Which One Fits Your Life
By now, the pattern should be clear. Nubank and Revolut are not direct substitutes. They are two different answers to two different sets of problems.
Choose Nubank if your financial life is anchored in Latin America and you care about credit access, high savings yields, and a no-nonsense banking experience that eliminates fees without asking you to navigate feature overload. A Brazilian or Mexican resident who wants a credit card, a savings account that actually pays, and an investment platform that integrates cleanly with everyday banking will feel instantly at home. The 15% savings yield in Mexico and the broad credit products are hard to replicate elsewhere, and no European fintech currently matches Nubank’s lending sophistication in its core region.
Choose Revolut if your money crosses currencies, countries, or investment categories. A European resident who travels even twice a year will save on exchange markups and ATM fees. A freelancer invoicing clients in multiple currencies will find the multi-currency account indispensable. A young investor who wants stocks, crypto, and savings inside one app will appreciate the breadth. Premium and Metal plans earn their keep through bundled insurance and higher limits, especially for heavy travelers.
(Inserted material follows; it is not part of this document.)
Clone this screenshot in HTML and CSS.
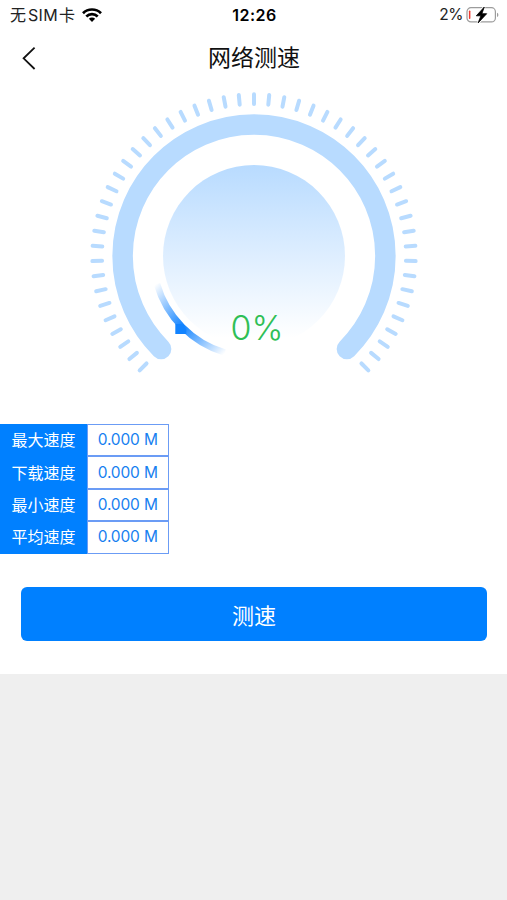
FILE: index.html
```
<!DOCTYPE html>
<html lang="zh-CN">
<head>
    <meta charset="UTF-8">
    <title>网络测速</title>
    <meta name="viewport" content="width=device-width, initial-scale=1">
    <link rel="stylesheet" href="styles.css">
</head>
<body>
<div class="page">
    <div class="status-bar">
        <div class="carrier">
            <span>无</span><span class="sim">SIM</span><span>卡</span>
            <svg class="wifi" width="20" height="14" viewBox="0 0 20 14">
                <g fill="none" stroke="#000" stroke-width="2.7">
                    <path d="M1 5.2A12.8 12.8 0 0 1 19 5.2"/>
                    <path d="M4.3 8.5A8.1 8.1 0 0 1 15.7 8.5"/>
                </g>
                <path d="M10 14 6.9 10.8A4.4 4.4 0 0 1 13.1 10.8Z"/>
            </svg>
        </div>
        <div class="time">12:26</div>
        <div class="battery">
            <span>2%</span>
            <svg width="33" height="18" viewBox="0 0 33 18">
                <rect x="1" y="1.7" width="28.4" height="14.2" rx="4" fill="none" stroke="#9c9c9c" stroke-width="1.2"/>
                <path d="M31 6.8v4.2q1.4-.6 1.4-2.1T31 6.8z" fill="#9c9c9c"/>
                <rect x="2.9" y="4.6" width="1.5" height="8.4" rx=".7" fill="#f03a30"/>
                <path d="M18.3 1 10.3 9.8h4.6L12.1 17 20.7 7.7h-4.8z" stroke="#fff" stroke-width="2.4"/>
                <path d="M18.3 1 10.3 9.8h4.6L12.1 17 20.7 7.7h-4.8z" stroke="#000" stroke-width=".8" stroke-linejoin="round"/>
            </svg>
        </div>
    </div>

    <div class="nav">
        <svg class="back" width="16" height="24" viewBox="0 0 16 24">
            <path d="M13.6 1.6 2.6 12.3 13.6 23" fill="none" stroke="#111" stroke-width="1.8"/>
        </svg>
        <h1>网络测速</h1>
    </div>

    <svg class="gauge" width="340" height="300" viewBox="-170 -170 340 300">
        <defs>
            <linearGradient id="disk" x1="0" y1="0" x2="0" y2="1">
                <stop offset="0" stop-color="#b8dbff"/>
                <stop offset=".5" stop-color="#deeeff"/>
                <stop offset=".95" stop-color="#fff"/>
            </linearGradient>
            <linearGradient id="pointer" gradientUnits="userSpaceOnUse" x1="-98" y1="28" x2="-29" y2="97">
                <stop offset="0" stop-color="#1283ff" stop-opacity="0"/>
                <stop offset=".5" stop-color="#1283ff"/>
                <stop offset="1" stop-color="#1283ff" stop-opacity="0"/>
            </linearGradient>
        </defs>
        <g id="ticks" class="ticks"></g>
        <path class="track" d="M-92.9 92.9A131.4 131.4 0 1 1 92.9 92.9"/>
        <circle r="91" fill="url(#disk)"/>
        <path class="arc" d="M-97 28A101 101 0 0 0 -29 96.7"/>
        <path class="knob" d="M-78.7 68h6l5 5v5h-11z"/>
        <text class="percent" y="84"><tspan x="-23.6" textLength="21" lengthAdjust="spacingAndGlyphs">0</tspan><tspan x="-2.6" textLength="32" lengthAdjust="spacingAndGlyphs">%</tspan></text>
    </svg>

    <table class="speeds">
        <tr><th>最大速度</th><td>0.000 M</td></tr>
        <tr><th>下载速度</th><td>0.000 M</td></tr>
        <tr><th>最小速度</th><td>0.000 M</td></tr>
        <tr><th>平均速度</th><td>0.000 M</td></tr>
    </table>

    <button type="button" class="start">测速</button>
</div>
<script>
    // 51 ticks over 270 degrees
    const ticks = document.getElementById('ticks');
    for (let i = -25; i <= 25; i++) {
      const line = document.createElementNS('http://www.w3.org/2000/svg', 'line');
      line.setAttribute('y1', -152);
      line.setAttribute('y2', -161.7);
      line.setAttribute('transform', 'rotate(' + i * 5.4 + ')');
      ticks.appendChild(line);
    }
</script>
</body>
</html>
```
FILE: styles.css
```
* {
  box-sizing: border-box;
}
body {
  margin: 0;
  background: #efefef;
  font-family: Inter, 'Noto Sans CJK SC', sans-serif;
  color: #111;
}
.page {
  height: 674px;
  background: #fff;
  display: flex;
  flex-direction: column;
}
.status-bar {
  display: grid;
  grid-template-columns: 1fr auto 1fr;
  align-items: center;
  height: 30px;
  padding: 0 8px 0 10px;
  font-size: 16px;
  line-height: 30px;
  color: #222;
}
.carrier {
  display: flex;
  align-items: center;
}
.sim {
  margin: 0 1px 0 2px;
  letter-spacing: .3px;
}
.wifi {
  margin-left: 7px;
}
.time {
  font-weight: 600;
  letter-spacing: .5px;
  color: #000;
}
.battery {
  display: flex;
  align-items: center;
  justify-content: flex-end;
  gap: 3px;
  font-size: 15.5px;
  letter-spacing: -.4px;
}
.nav {
  display: grid;
  grid-template-columns: 1fr auto 1fr;
  align-items: center;
  height: 56px;
  padding: 0 20px 0 21px;
}
h1 {
  margin: 0;
  font-size: 23px;
  font-weight: 400;
  line-height: 56px;
}
.gauge {
  align-self: center;
  flex: none;
}
.ticks {
  stroke: #b8dbff;
  stroke-width: 4;
  stroke-linecap: round;
}
.track {
  fill: none;
  stroke: #b8dbff;
  stroke-width: 20.5;
  stroke-linecap: round;
}
.arc {
  fill: none;
  stroke: url(#pointer);
  stroke-width: 6.5;
}
.knob {
  fill: #1283ff;
}
.percent {
  font-size: 34px;
  font-weight: 300;
  fill: #2fbf56;
}
.speeds {
  width: 168.5px;
  margin-top: 38px;
  border-collapse: separate;
  border-spacing: 0;
  font-size: 16px;
}
.speeds th, .speeds td {
  height: 32.4px;
  padding: 0;
  font-weight: 400;
  line-height: 24px;
  text-align: center;
}
.speeds th {
  width: 87px;
  background: #0080ff;
  color: #fff;
}
.speeds td {
  border: 1px solid #6b9cf5;
  font-size: 15.5px;
  letter-spacing: -.15px;
  color: #1680f0;
}
.start {
  height: 54px;
  margin: 33px 20px 0 21px;
  border: none;
  border-radius: 6px;
  background: #0080ff;
  color: #fff;
  font-family: inherit;
  font-size: 22px;
}
```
The interesting scenario is the user who qualifies for both. That person might keep Nubank as the primary savings and credit hub in Latin America while using Revolut as the passport, the account that handles everything beyond the home market. Al final, the right tool is the one that makes fees disappear for the life you actually lead, not the one with the longer feature list. And on two different continents, these two banks are each the right tool for an enormous number of people.